What I liked best were his short shorties, or 'fables' as they are called. One of them stays in my mind. Its about a person who wants to leave an Inn. The Inn-guy asks him where he's going and the person who is leaving says that he does not know that but the thing he does knows is that he does not want to be here. That kind of caught my mind because it seemed to sum up the human condition. Always staying for a while before knowing for certain that you have to move but not knowing where.
- From: saranath (@ soc162.soc.lsa.umich.edu)
on: Thu Jun 15 18:00:47 EDT 2000
i like Vj's last two lines quite a bit. It does capture kafka's personal predicament in life very well. thanks Vj, for putting it nicely. i do not admit to cynicism on the part of kafka. he knew that he was battling huge odds, but his little men never seem to give up.

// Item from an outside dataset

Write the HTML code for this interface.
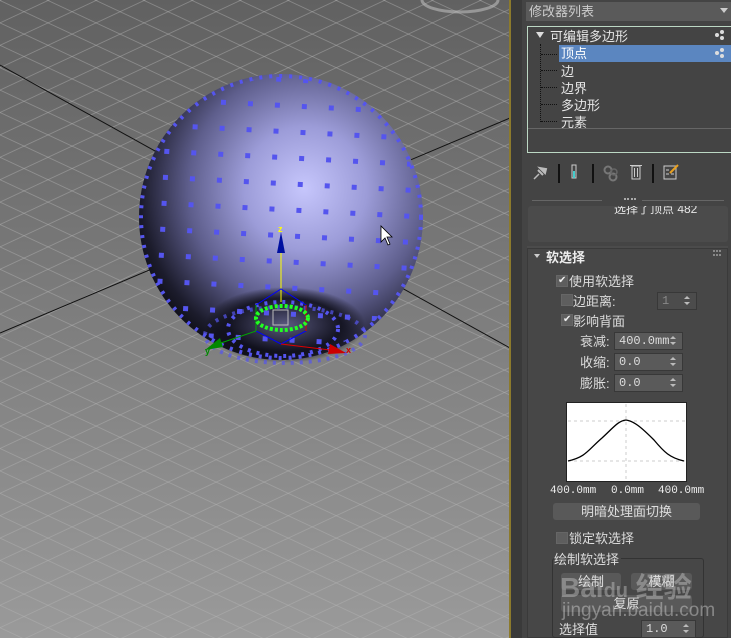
<!DOCTYPE html>
<html><head><meta charset="utf-8">
<style>
*{margin:0;padding:0;box-sizing:border-box}
body{width:731px;height:638px;overflow:hidden;background:#444;font-family:"Liberation Sans","Noto Sans CJK SC",sans-serif;font-size:12px;color:#ddd;position:relative}
.a{position:absolute;white-space:nowrap}
.cb{position:absolute;width:12px;height:12px;background:#5e5e5e;border:1px solid #666}
.ck{color:#eee;font-size:10px;line-height:10px;position:absolute;left:1px;top:0}
.sp{position:absolute;height:18px;background:#5a5a5a;border:1px solid #383838;color:#ddd;font-family:"Liberation Mono",monospace;font-size:12px;line-height:16px;padding-left:4px}
.sp:after{content:"";position:absolute;right:6px;top:3px;border:3px solid transparent;border-bottom:3px solid #bbb;border-top:0}
.sp:before{content:"";position:absolute;right:6px;top:9px;border:3px solid transparent;border-top:3px solid #bbb;border-bottom:0}
.btn{position:absolute;height:17px;background:#595959;border-radius:3px;color:#ddd;text-align:center;line-height:17px;font-size:13px}
</style></head><body>
<svg class="a" style="left:0;top:0" width="510" height="638" viewBox="0 0 510 638">
<defs>
<linearGradient id="bg" x1="0" y1="0" x2="0" y2="1"><stop offset="0" stop-color="#616161"/><stop offset="1" stop-color="#9a9a9a"/></linearGradient>
<pattern id="g1" width="48" height="22.4" patternUnits="userSpaceOnUse" patternTransform="skewY(25)"><line x1="0" y1="0.5" x2="48" y2="0.5" stroke="#b4b4b4" stroke-width="1"/></pattern>
<pattern id="g2" width="48" height="22.4" patternUnits="userSpaceOnUse" patternTransform="skewY(-25)"><line x1="0" y1="0.5" x2="48" y2="0.5" stroke="#b4b4b4" stroke-width="1"/></pattern>
<radialGradient id="sph" cx="0.6" cy="0.4" r="0.72" fx="0.58" fy="0.4"><stop offset="0" stop-color="#c6c6fc"/><stop offset="0.3" stop-color="#9c9cd8"/><stop offset="0.58" stop-color="#5e5e8c"/><stop offset="0.82" stop-color="#1c1c2c"/><stop offset="1" stop-color="#000"/></radialGradient>
<radialGradient id="bot" cx="0.5" cy="0.5" r="0.5"><stop offset="0" stop-color="#5a5a80"/><stop offset="0.7" stop-color="#10101c" stop-opacity="0.9"/><stop offset="1" stop-color="#000" stop-opacity="0"/></radialGradient>
<pattern id="dots" width="27" height="26" patternUnits="userSpaceOnUse" patternTransform="rotate(3)"><rect x="10" y="10" width="5" height="5" fill="#5555ee"/></pattern>
<clipPath id="cc"><ellipse cx="281" cy="217" rx="140" ry="140"/></clipPath>
</defs>
<rect width="510" height="638" fill="url(#bg)"/>
<rect width="510" height="638" fill="url(#g1)" opacity="0.45"/>
<rect width="510" height="638" fill="url(#g2)" opacity="0.45"/>
<line x1="0" y1="65" x2="510" y2="348" stroke="#111" stroke-width="1"/>
<line x1="510" y1="118" x2="0" y2="333" stroke="#111" stroke-width="1"/>
<ellipse cx="460" cy="0" rx="38" ry="12" fill="none" stroke="#bbb" stroke-width="3" opacity="0.6"/>
<ellipse cx="281" cy="217" rx="142" ry="143" fill="url(#sph)"/>
<ellipse cx="285" cy="325" rx="80" ry="38" fill="url(#bot)"/>
<g clip-path="url(#cc)"><rect x="130" y="70" width="310" height="300" fill="url(#dots)"/></g>
<ellipse cx="281" cy="217" rx="140" ry="141" fill="none" stroke="#5555ee" stroke-width="4" stroke-dasharray="3 7"/>
<ellipse cx="283" cy="329" rx="55" ry="27" fill="none" stroke="#5555ee" stroke-width="4" stroke-dasharray="3 6"/>
<ellipse cx="285" cy="335" rx="80" ry="28" fill="none" stroke="#5555ee" stroke-width="4" stroke-dasharray="3 6" opacity="0.7"/>
<line x1="281" y1="252" x2="281" y2="302" stroke="#ff0" stroke-width="1"/>
<polygon points="281,232 277,253 285,253" fill="#0010a0"/>
<text x="278" y="232" fill="#ff0" font-size="9" font-weight="bold" font-family="Liberation Sans">z</text>
<polyline points="256,305 281,289 306,305 306,331 281,344 256,331 256,305" fill="none" stroke="#00f"/>
<line x1="281" y1="344" x2="330" y2="350" stroke="#d00"/>
<line x1="256" y1="331" x2="215" y2="345" stroke="#0a0"/>
<line x1="306" y1="305" x2="306" y2="331" stroke="#d00"/>
<line x1="256" y1="305" x2="256" y2="331" stroke="#0a0"/>
<polygon points="330,344 346,353 328,354" fill="#c00"/>
<text x="346" y="353" fill="#c00" font-size="9" font-weight="bold">x</text>
<polygon points="220,338 205,350 223,347" fill="#080"/>
<text x="205" y="354" fill="#080" font-size="9" font-weight="bold">y</text>
<ellipse cx="282" cy="318" rx="26" ry="12" fill="none" stroke="#2f2" stroke-width="4" stroke-dasharray="3 2"/>
<rect x="273" y="310" width="15" height="15" fill="none" stroke="#bbb" stroke-width="1"/>
<path d="M381 226 L381 242 L385 238 L388 245 L390 244 L387 237 L392 237 Z" fill="#fff" stroke="#000" stroke-width="0.8"/>
</svg>
<div class="a" style="left:509px;top:0;width:2px;height:638px;background:#8c7a2c"></div>
<div class="a" style="left:511px;top:0;width:11px;height:638px;background:#3a3a3a"></div>
<!-- panel -->
<div class="a" style="left:526px;top:2px;width:205px;height:19px;background:#5a5a5a;color:#ccc;font-size:13px;line-height:19px;padding-left:3px">修改器列表</div>
<div class="a" style="left:720px;top:8px;border:4px solid transparent;border-top:5px solid #ccc"></div>
<div class="a" style="left:527px;top:26px;width:204px;height:127px;border:1px solid #bcd8c4;border-right:none;background:#444"></div>
<div class="a" style="left:536px;top:32px;border:4px solid transparent;border-top:6px solid #ddd"></div>
<div class="a" style="left:550px;top:26px;font-size:13px;color:#e6e6e6">可编辑多边形</div>
<div class="a" style="left:559px;top:45px;width:172px;height:17px;background:#5b86c0"></div>
<div class="a" style="left:561px;top:43px;font-size:13px;color:#fff">顶点</div>
<div class="a" style="left:561px;top:61px;font-size:13px;color:#e6e6e6">边</div>
<div class="a" style="left:561px;top:78px;font-size:13px;color:#e6e6e6">边界</div>
<div class="a" style="left:561px;top:95px;font-size:13px;color:#e6e6e6">多边形</div>
<div class="a" style="left:561px;top:112px;font-size:13px;color:#e6e6e6">元素</div>
<div class="a" style="left:540px;top:44px;width:1px;height:78px;border-left:1px dotted #111"></div>
<div class="a" style="left:541px;top:54px;width:16px;border-top:1px dotted #111"></div>
<div class="a" style="left:541px;top:70px;width:16px;border-top:1px dotted #111"></div>
<div class="a" style="left:541px;top:87px;width:16px;border-top:1px dotted #111"></div>
<div class="a" style="left:541px;top:104px;width:16px;border-top:1px dotted #111"></div>
<div class="a" style="left:541px;top:121px;width:16px;border-top:1px dotted #111"></div>
<div class="a" style="left:528px;top:128px;width:203px;height:1px;background:#666"></div>
<svg class="a" style="left:713px;top:29px" width="14" height="36"><g fill="#ddd"><circle cx="9" cy="3" r="2"/><circle cx="4" cy="6" r="2"/><circle cx="9" cy="9" r="2"/><circle cx="9" cy="21" r="2"/><circle cx="4" cy="24" r="2"/><circle cx="9" cy="27" r="2"/></g></svg>
<svg class="a" style="left:530px;top:160px" width="150" height="26">
<path d="M4 19 L9 14" stroke="#bbb" stroke-width="1.5"/><path d="M8 10 L13 15 M10 8 L15 13 L16 9 Z" stroke="#bbb" stroke-width="2" fill="#bbb"/>
<rect x="28" y="4" width="2" height="19" fill="#111"/>
<rect x="42" y="5" width="4" height="13" fill="none" stroke="#ccc"/><rect x="43" y="11" width="2" height="7" fill="#4cc"/>
<rect x="62" y="4" width="2" height="19" fill="#111"/>
<circle cx="78" cy="10" r="3.5" fill="none" stroke="#777" stroke-width="2"/><circle cx="83" cy="17" r="3.5" fill="none" stroke="#777" stroke-width="2"/><circle cx="84" cy="12" r="3" fill="none" stroke="#666" stroke-width="1.5"/>
<rect x="102" y="6" width="8" height="13" fill="none" stroke="#ccc"/><rect x="100" y="5" width="12" height="1" fill="#ccc"/><rect x="104" y="8" width="1" height="9" fill="#ccc"/><rect x="107" y="8" width="1" height="9" fill="#ccc"/>
<rect x="122" y="4" width="2" height="19" fill="#111"/>
<rect x="134" y="6" width="12" height="13" fill="none" stroke="#ccc"/><path d="M136 10 h3 M136 14 h3 M141 14 h3" stroke="#ccc"/><path d="M140 13 L148 5" stroke="#e8a020" stroke-width="2"/>
</svg>
<div class="a" style="left:532px;top:200px;width:70px;height:1px;background:#666"></div>
<div class="a" style="left:642px;top:200px;width:82px;height:1px;background:#666"></div>
<div class="a" style="left:624px;top:198px;width:12px;border-top:2px dotted #aaa"></div>
<div class="a" style="left:528px;top:206px;width:200px;height:36px;background:#4b4b4b;border-radius:3px;overflow:hidden"><div class="a" style="left:86px;top:-6px;font-size:12px;color:#e6e6e6">选择了顶点 482</div></div>
<div class="a" style="left:527px;top:246px;width:201px;height:4px;background:#4b4b4b"></div>
<div class="a" style="left:527px;top:248px;width:201px;height:390px;background:#474747;border:1px solid #3a3a3a"></div>
<div class="a" style="left:534px;top:254px;border:3px solid transparent;border-top:4px solid #ccc"></div>
<div class="a" style="left:546px;top:247px;font-size:13px;font-weight:bold;color:#eee">软选择</div>
<div class="a" style="left:713px;top:250px;width:8px;border-top:2px dotted #888"></div>
<div class="a" style="left:713px;top:254px;width:8px;border-top:2px dotted #888"></div>
<div class="cb" style="left:556px;top:275px"><span class="ck">✔</span></div>
<div class="a" style="left:569px;top:271px;font-size:13px">使用软选择</div>
<div class="cb" style="left:561px;top:294px"></div>
<div class="a" style="left:573px;top:291px;font-size:13px">边距离:</div>
<div class="sp" style="left:657px;top:292px;width:40px;color:#888;background:#4c4c4c">1</div>
<div class="cb" style="left:561px;top:314px"><span class="ck">✔</span></div>
<div class="a" style="left:573px;top:311px;font-size:13px">影响背面</div>
<div class="a" style="left:580px;top:331px;font-size:13px">衰减:</div>
<div class="sp" style="left:614px;top:332px;width:69px">400.0mm</div>
<div class="a" style="left:580px;top:352px;font-size:13px">收缩:</div>
<div class="sp" style="left:614px;top:353px;width:69px">0.0</div>
<div class="a" style="left:580px;top:373px;font-size:13px">膨胀:</div>
<div class="sp" style="left:614px;top:374px;width:69px">0.0</div>
<svg class="a" style="left:566px;top:402px" width="121" height="80">
<rect x="0.5" y="0.5" width="120" height="79" fill="#fff" stroke="#222"/>
<line x1="2" y1="19" x2="119" y2="19" stroke="#ccc" stroke-dasharray="3 3"/>
<line x1="2" y1="59" x2="119" y2="59" stroke="#ccc" stroke-dasharray="3 3"/>
<line x1="60" y1="2" x2="60" y2="78" stroke="#ccc" stroke-dasharray="3 3"/>
<path d="M2 59 C20 55 22 48 36 36 C48 25 52 19 60 18 C68 19 76 26 88 38 C98 50 104 56 118 59" fill="none" stroke="#000" stroke-width="1.3"/>
</svg>
<div class="a" style="left:550px;top:485px;font-family:'Liberation Mono',monospace;font-size:11px;color:#eee">400.0mm</div>
<div class="a" style="left:611px;top:485px;font-family:'Liberation Mono',monospace;font-size:11px;color:#eee">0.0mm</div>
<div class="a" style="left:658px;top:485px;font-family:'Liberation Mono',monospace;font-size:11px;color:#eee">400.0mm</div>
<div class="btn" style="left:553px;top:503px;width:147px">明暗处理面切换</div>
<div class="cb" style="left:556px;top:532px"></div>
<div class="a" style="left:569px;top:528px;font-size:13px">锁定软选择</div>
<div class="a" style="left:552px;top:558px;width:152px;height:80px;border:1px solid #333;border-radius:3px"></div>
<div class="a" style="left:554px;top:549px;font-size:13px;background:#474747;padding-right:2px">绘制软选择</div>
<div class="btn" style="left:561px;top:573px;width:60px">绘制</div>
<div class="btn" style="left:631px;top:573px;width:61px">模糊</div>
<div class="btn" style="left:561px;top:595px;width:131px">复原</div>
<div class="a" style="left:559px;top:619px;font-size:13px">选择值</div>
<div class="sp" style="left:641px;top:620px;width:55px">1.0</div>
<div class="a" style="left:560px;top:566px;font-size:28px;font-weight:bold;color:rgba(230,230,230,0.35)">Bai<span style="font-size:20px">du</span> 经验</div>
<div class="a" style="left:562px;top:600px;font-size:19px;color:rgba(230,230,230,0.4)">jingyan.baidu.com</div>
</body></html>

May be i need to read all his works to get a better idea of him, and you could be right in the end.
- From: ich bins (@ moppelchen.uzh.uni-freiburg.de)
on: Wed Dec 19 09:20:26
Naja ich bin nicht ganz sicher was ich sagen soll. Vielleicht ist wird besser wenn Sie den Text auf deutsch lesen. Und auch ein bisschen ueber den deutsche Geschichte, wo Kafka wohnte, gehoert damals oft zu deutschland/preussen.